The movement festered for years on platforms 4chan and 8chan, where countless anti-Semitic graphics have originated, including clip art of a six-pointed star accusing Clinton of "corruption" that ultimately reached Trump's personal Twitter feed.
That star was greeted by the American Jewish community with concern, but Breitbart.com called the whole affair a "fake controversy."
"The fact that banks like Goldman Sachs funnel cash to Clinton is not an indictment against Jews in banking," one Breitbart writer asserted. "It is an indictment of a political class that puts commerce before country."
The outlet has accused Bill Kristol, founder of The Weekly Standard
, of being a "renegade Jew" for opposing Trump's candidacy– a charge that Kristol himself has characterized as anti-Semitic, for its suggesting that Jews should think and vote as a collective.
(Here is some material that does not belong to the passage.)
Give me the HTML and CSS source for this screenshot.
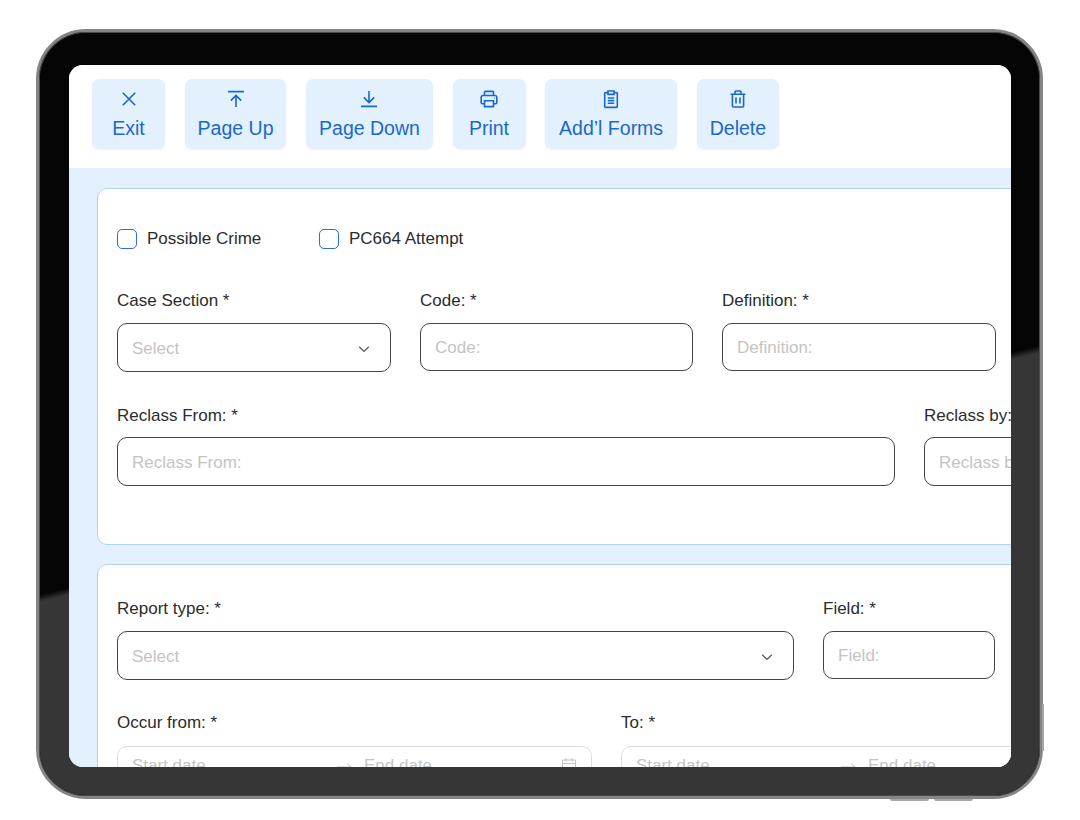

The site has stood by its story.
After one of their own editors, Ben Shapiro, publicly criticized Trump, the Jewish journalist received a torrent of anti-Semitic criticism that prompted a response from the website. "Nobody hates Jewish people," its current leadership wrote.
While the alt-Right movement appears to reject the labels that it is racist and anti-Semitic, it does appear to embrace white supremacism, and seems to identify its insurgent cause with the Trump campaign.
Clinton claimed that the "fringe" alt-Right has effectively taken over the Republican Party, and to lay blame for its "hateful politics" at the feet of her rival.Trump in recent days has pushed back against Clinton's characterization of his campaign and the alt-Right movement– an effort designed to confuse voters, Clinton says.
Trump has begun publicly appealing to African American voters, claiming that Democrats have offered the community decades of hollow promises. And he declared a willingness to "soften" his stance on immigration earlier this week.